9 responses to “He Said That? 5/28/16

  1. If only…

  2. My son-in-law is Filipino and the entire side of that family is headed to the islands mid-June – I have tried to tell them of the dangers but they are not listening.
    I agree with Twain. Seems like China would also.

  3. The last quarter of the 19th century in America, represents the greatest irony in history.

    On the one hand, the vast panoply of discoveries, inventions, and commercial enterprise that was the glorious result of America’s founding ideals of individual rights and autonomy, propelled mankind from the mud toward the stars as never before.

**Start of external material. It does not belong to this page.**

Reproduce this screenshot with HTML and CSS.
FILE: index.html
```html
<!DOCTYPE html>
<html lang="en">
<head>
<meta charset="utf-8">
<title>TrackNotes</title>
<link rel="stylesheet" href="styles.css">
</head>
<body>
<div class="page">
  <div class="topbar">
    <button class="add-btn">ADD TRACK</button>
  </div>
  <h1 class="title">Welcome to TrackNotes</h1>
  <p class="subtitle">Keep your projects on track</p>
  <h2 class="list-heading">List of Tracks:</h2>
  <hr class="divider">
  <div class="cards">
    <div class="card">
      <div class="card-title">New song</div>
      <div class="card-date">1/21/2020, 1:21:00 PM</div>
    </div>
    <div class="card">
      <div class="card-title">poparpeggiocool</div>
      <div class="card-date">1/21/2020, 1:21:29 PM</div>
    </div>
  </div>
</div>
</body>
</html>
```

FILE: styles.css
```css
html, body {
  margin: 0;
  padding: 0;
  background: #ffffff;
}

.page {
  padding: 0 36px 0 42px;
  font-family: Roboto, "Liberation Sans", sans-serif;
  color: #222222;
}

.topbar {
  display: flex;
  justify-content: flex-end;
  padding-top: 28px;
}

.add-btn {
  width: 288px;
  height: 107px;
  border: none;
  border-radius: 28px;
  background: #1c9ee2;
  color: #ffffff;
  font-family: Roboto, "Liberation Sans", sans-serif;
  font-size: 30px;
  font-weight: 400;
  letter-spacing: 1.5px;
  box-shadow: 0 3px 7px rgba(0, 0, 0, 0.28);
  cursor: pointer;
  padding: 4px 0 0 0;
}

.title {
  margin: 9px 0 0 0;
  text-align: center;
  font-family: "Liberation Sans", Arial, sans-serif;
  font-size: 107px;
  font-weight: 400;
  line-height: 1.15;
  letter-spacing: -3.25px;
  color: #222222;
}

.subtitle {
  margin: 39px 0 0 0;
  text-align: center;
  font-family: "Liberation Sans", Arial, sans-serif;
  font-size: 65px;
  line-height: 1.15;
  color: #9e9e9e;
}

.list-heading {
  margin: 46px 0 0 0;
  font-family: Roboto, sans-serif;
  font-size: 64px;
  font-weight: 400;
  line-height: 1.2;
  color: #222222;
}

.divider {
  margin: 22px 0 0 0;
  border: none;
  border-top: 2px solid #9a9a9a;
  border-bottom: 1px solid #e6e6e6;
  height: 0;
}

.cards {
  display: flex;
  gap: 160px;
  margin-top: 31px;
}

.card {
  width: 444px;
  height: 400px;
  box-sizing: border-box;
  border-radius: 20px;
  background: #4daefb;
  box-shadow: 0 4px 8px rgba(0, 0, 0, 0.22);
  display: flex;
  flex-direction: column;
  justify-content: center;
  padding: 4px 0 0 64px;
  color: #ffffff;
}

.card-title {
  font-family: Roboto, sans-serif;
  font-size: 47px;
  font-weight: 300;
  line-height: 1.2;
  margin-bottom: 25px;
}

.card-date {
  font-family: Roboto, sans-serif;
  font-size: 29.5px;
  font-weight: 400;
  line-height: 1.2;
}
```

    On the other, the morality undermining said political ideals began, in earnest, to gather momentum and to be manifested in our politics. The rise of “Progressivism,” with its arrogant claim(s) of “knowing whats best” for everyone, and imposing it on you “for your own good,” rose from the smoldering ashes of morally-unchallenged collectivism. Secular and religious moral crusaders began to effectively destroy individual liberty, and its social leitmotif, “minding one’s own business.”

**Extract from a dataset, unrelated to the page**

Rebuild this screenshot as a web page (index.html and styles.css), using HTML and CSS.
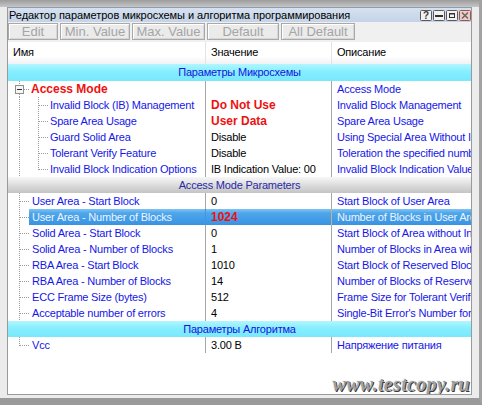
FILE: index.html
```html
<!DOCTYPE html>
<html>
<head>
<meta charset="utf-8">
<link rel="stylesheet" href="styles.css">
</head>
<body>
<div class="screen">
  <div class="topband"></div>
  <div class="mid">
    <div class="win">
      <div class="titlebar">
        <span class="title">Редактор параметров микросхемы и алгоритма программирования</span>
        <div class="tbtns">
          <svg width="12" height="11" viewBox="0 0 12 11"><rect x="0.5" y="0.5" width="11" height="10" rx="1" fill="#f2f2f2" stroke="#5a5a5a"/><text x="6" y="9" font-size="10" font-weight="bold" text-anchor="middle" fill="#3a3a3a" font-family="Liberation Sans, sans-serif">?</text></svg>
          <svg width="12" height="11" viewBox="0 0 12 11"><rect x="0.5" y="0.5" width="11" height="10" rx="1" fill="#f2f2f2" stroke="#5a5a5a"/><rect x="2" y="5" width="8" height="2" fill="#333"/></svg>
          <svg width="12" height="11" viewBox="0 0 12 11"><rect x="0.5" y="0.5" width="11" height="10" rx="1" fill="#f2f2f2" stroke="#5a5a5a"/><rect x="3.5" y="3.5" width="5" height="4" fill="none" stroke="#333"/><rect x="3" y="3" width="6" height="1.5" fill="#333"/></svg>
          <svg width="12" height="11" viewBox="0 0 12 11"><rect x="0.5" y="0.5" width="11" height="10" rx="1" fill="#ecd0c8" stroke="#a0524a"/><path d="M3 2.5L9 8.5M9 2.5L3 8.5" stroke="#6a6a6a" stroke-width="1.6"/></svg>
        </div>
      </div>
      <div class="toolbar">
        <button class="tb b-edit">Edit</button>
        <button class="tb b-min">Min. Value</button>
        <button class="tb b-max">Max. Value</button>
        <button class="tb b-def">Default</button>
        <button class="tb b-all">All Default</button>
      </div>
      <div class="list">
        <div class="hdr">
          <div class="h1">Имя</div>
          <div class="h2">Значение</div>
          <div class="h3">Описание</div>
        </div>
        <div class="grp cyan first">Параметры Микросхемы</div>

        <div class="row">
          <div class="c1"><svg class="tr" width="21" height="16"><path d="M11.5 0V4M11.5 13V16M16 8.5H21"/><rect class="box" x="7.5" y="4.5" width="8" height="8"/><path class="minus" d="M9 8.5H14"/></svg><span class="lbl am">Access Mode</span></div>
          <div class="c2"></div>
          <div class="c3">Access Mode</div>
        </div>

        <div class="row">
          <div class="c1"><svg class="tr" width="40" height="16"><path d="M11.5 0V16M30.5 0V16M31 8.5H40"/></svg><span class="lbl l2">Invalid Block (IB) Management</span></div>
          <div class="c2 red">Do Not Use</div>
          <div class="c3">Invalid Block Management</div>
        </div>
        <div class="row">
          <div class="c1"><svg class="tr" width="40" height="16"><path d="M11.5 0V16M30.5 0V16M31 8.5H40"/></svg><span class="lbl l2">Spare Area Usage</span></div>
          <div class="c2 red">User Data</div>
          <div class="c3">Spare Area Usage</div>
        </div>
        <div class="row">
          <div class="c1"><svg class="tr" width="40" height="16"><path d="M11.5 0V16M30.5 0V16M31 8.5H40"/></svg><span class="lbl l2">Guard Solid Area</span></div>
          <div class="c2">Disable</div>
          <div class="c3">Using Special Area Without Invalid Blocks</div>
        </div>
        <div class="row">
          <div class="c1"><svg class="tr" width="40" height="16"><path d="M11.5 0V16M30.5 0V16M31 8.5H40"/></svg><span class="lbl l2">Tolerant Verify Feature</span></div>
          <div class="c2">Disable</div>
          <div class="c3">Toleration the specified number of errors</div>
        </div>
        <div class="row">
          <div class="c1"><svg class="tr" width="40" height="16"><path d="M11.5 0V16M30.5 0V9M31 8.5H40"/></svg><span class="lbl l2">Invalid Block Indication Options</span></div>
          <div class="c2">IB Indication Value: 00</div>
          <div class="c3">Invalid Block Indication Value</div>
        </div>

        <div class="grp gray">Access Mode Parameters</div>

        <div class="row">
          <div class="c1"><svg class="tr" width="21" height="16"><path d="M11.5 0V16M12 8.5H21"/></svg><span class="lbl l1">User Area - Start Block</span></div>
          <div class="c2">0</div>
          <div class="c3">Start Block of User Area</div>
        </div>
        <div class="row sel">
          <div class="c1"><svg class="tr" width="21" height="16"><path d="M11.5 0V16M12 8.5H21"/></svg><span class="lbl l1">User Area - Number of Blocks</span></div>
          <div class="c2 red">1024</div>
          <div class="c3">Number of Blocks in User Area</div>
        </div>
        <div class="row">
          <div class="c1"><svg class="tr" width="21" height="16"><path d="M11.5 0V16M12 8.5H21"/></svg><span class="lbl l1">Solid Area - Start Block</span></div>
          <div class="c2">0</div>
          <div class="c3">Start Block of Area without Invalid Blocks</div>
        </div>
        <div class="row">
          <div class="c1"><svg class="tr" width="21" height="16"><path d="M11.5 0V16M12 8.5H21"/></svg><span class="lbl l1">Solid Area - Number of Blocks</span></div>
          <div class="c2">1</div>
          <div class="c3">Number of Blocks in Area without Invalid Blocks</div>
        </div>
        <div class="row">
          <div class="c1"><svg class="tr" width="21" height="16"><path d="M11.5 0V16M12 8.5H21"/></svg><span class="lbl l1">RBA Area - Start Block</span></div>
          <div class="c2">1010</div>
          <div class="c3">Start Block of Reserved Block Area</div>
        </div>
        <div class="row">
          <div class="c1"><svg class="tr" width="21" height="16"><path d="M11.5 0V16M12 8.5H21"/></svg><span class="lbl l1">RBA Area - Number of Blocks</span></div>
          <div class="c2">14</div>
          <div class="c3">Number of Blocks of Reserved Block Area</div>
        </div>
        <div class="row">
          <div class="c1"><svg class="tr" width="21" height="16"><path d="M11.5 0V16M12 8.5H21"/></svg><span class="lbl l1">ECC Frame Size (bytes)</span></div>
          <div class="c2">512</div>
          <div class="c3">Frame Size for Tolerant Verification</div>
        </div>
        <div class="row">
          <div class="c1"><svg class="tr" width="21" height="16"><path d="M11.5 0V16M12 8.5H21"/></svg><span class="lbl l1">Acceptable number of errors</span></div>
          <div class="c2">4</div>
          <div class="c3">Single-Bit Error's Number for Tolerant Verification</div>
        </div>

        <div class="grp cyan">Параметры Алгоритма</div>

        <div class="row">
          <div class="c1"><svg class="tr" width="21" height="16"><path d="M11.5 0V9M12 8.5H21"/></svg><span class="lbl l1">Vcc</span></div>
          <div class="c2">3.00 В</div>
          <div class="c3">Напряжение питания</div>
        </div>

        <div class="fill"></div>
        <div class="wm">www.testcopy.ru</div>
      </div>
    </div>
  </div>
</div>
</body>
</html>
```

FILE: styles.css
```css
* { box-sizing: border-box; }
body { margin: 0; font-family: "Liberation Sans", Arial, sans-serif; }

.screen {
  width: 482px; height: 405px;
  background: #ececec;
  border-right: 3px solid #a2a2a2;
  border-bottom: 7px solid #9a9a9a;
  display: flex; flex-direction: column;
  overflow: hidden;
}
.topband { flex: none; height: 7px; background: linear-gradient(#9c9c9c, #c6c6c6); }
.mid { flex: 1; display: flex; padding: 0 7px 3px 7px; }

.win {
  width: 465px; height: 388px;
  border: 1px solid #9a9a9a;
  border-top-color: #8e9bb0;
  display: flex; flex-direction: column;
  background: #fff;
}

.titlebar {
  flex: none; height: 14px;
  display: flex; align-items: center; justify-content: space-between;
  background: linear-gradient(#d6e1ef, #c4d3e7);
  padding-left: 1px;
}
.title { font-size: 11px; line-height: 14px; color: #000; white-space: nowrap; letter-spacing: -0.05px; }
.tbtns { display: flex; gap: 1px; align-items: center; height: 11px; }
.tbtns svg { display: block; }

.toolbar {
  flex: none; height: 20px;
  background: #f0f0f0;
  display: flex; gap: 2px;
  padding-top: 1px;
}
.tb {
  height: 17px; padding: 0; margin: 0;
  font-family: "Liberation Sans", Arial, sans-serif;
  font-size: 13px; line-height: 15px;
  color: #a5a5a5;
  background: #ebebeb;
  border: 1px solid #a9a9a9;
  box-shadow: inset 1px 1px 0 #fff, inset -1px -1px 0 #d6d6d6;
  text-align: center;
}
.b-edit { width: 50px; }
.b-min { width: 70px; }
.b-max { width: 73px; }
.b-def { width: 72px; }
.b-all { width: 74px; }

.list {
  flex: 1; position: relative;
  display: flex; flex-direction: column;
  font-size: 11px; letter-spacing: -0.2px;
  overflow: hidden;
}
.hdr {
  flex: none; height: 22px;
  display: grid; grid-template-columns: 198px 126px 1fr;
  background: linear-gradient(#ffffff 0, #ffffff 65%, #f1f2f4 100%);
  line-height: 21px; color: #000;
}
.h1, .h2 { border-right: 1px solid #e3e3e3; }
.h1 { padding-left: 5px; }
.h2, .h3 { padding-left: 5px; }

.grp {
  flex: none; height: 16px; line-height: 16px;
  text-align: center; white-space: nowrap;
}
.grp.first { height: 17px; line-height: 17px; }
.cyan { background: linear-gradient(#b2f6ff, #86eeff 45%, #78e8fc); color: #1414e0; }
.gray { background: linear-gradient(#f7f7f7, #dadada 55%, #c4c4c4); color: #2a2aa8; }

.row {
  flex: none; height: 16px; line-height: 16px;
  display: grid; grid-template-columns: 198px 126px 1fr;
  white-space: nowrap;
}
.c1 { display: flex; border-right: 1px solid #a7a7a7; overflow: hidden; color: #1616e8; }
.c2 { padding-left: 5px; border-right: 1px solid #a7a7a7; overflow: hidden; color: #000; }
.c3 { padding-left: 5px; overflow: hidden; color: #1616e8; }

.tr { display: block; flex: none; }
.tr path { fill: none; stroke: #9c9c9c; stroke-width: 1; stroke-dasharray: 1 1; shape-rendering: crispEdges; }
.tr .box { fill: #f6f6f6; stroke: #8e8e8e; shape-rendering: crispEdges; }
.tr .minus { stroke: #2a2a2a; stroke-dasharray: none; }

.lbl { flex: 1; }
.lbl.l1 { padding-left: 3px; }
.lbl.l2 { padding-left: 2px; }
.lbl.am { padding-left: 2px; color: #ee1111; font-weight: bold; font-size: 12px; letter-spacing: 0; }
.red { color: #ee1111; font-weight: bold; font-size: 12px; letter-spacing: 0; }

.sel .lbl { background: linear-gradient(#80c3f6, #4ea6ea 25%, #3993e2); color: #eef4ff; }
.sel .c1 { border-right-color: #3d97e4; }
.sel .c2 { background: linear-gradient(#80c3f6, #4ea6ea 25%, #3993e2); border-right-color: #c8b08c; }
.sel .c3 { background: linear-gradient(#80c3f6, #4ea6ea 25%, #3993e2); color: #eef4ff; }

.fill { flex: 1; }

.wm {
  position: absolute; right: 1px; bottom: -2px;
  font-family: "Liberation Serif", "Times New Roman", serif;
  font-style: italic; font-weight: bold;
  font-size: 20px; letter-spacing: 0.3px;
  color: #a0a0a0;
  text-shadow: 1px 1px 0 #3a3a3a, -1px -1px 0 #f4f4f4;
}
```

    Twain, among others, was one of those individuals who first saw it in the smoldering ashes. The rest, as they say, is history.

    Dave

    • Lisa and Dave,
      One of the reasons I wrote The Golden Pinnacle was to capture the crosscurrents of that time: the undermining of the approach to the pinnacle of liberty via the income tax, central bank, and the expansion of American empire. The precedents were set by Lincoln in the War Between the States. You cannot understand America today without understanding the period from 1861 to 1913, as you well know. Yet, aside from the thousands of books about the war and the thousands of Lincoln hagiographies, almost nothing about that period has been written and it is rarely studied. Not 1 in 10,000 Americans know anything about the US slaughter of an estimated 200,000 Filipinos and the subjugation of the Philippines. That’s where the US Empire really got down to business and it is why I put it in a tragic episode in The Golden Pinnacle.

  4. I am getting your book – I have wanted to for a long time! Thank you Robert for taking the time to share and enlighten!

  5. Yes Robert. I was inspired by “Daniel” and the larger adventure unfolding in which he was crafted to be a part! I think Rand was the first author who made me aware of the intellectual bias and “blackout” with which that era in our history has been obscured and distorted.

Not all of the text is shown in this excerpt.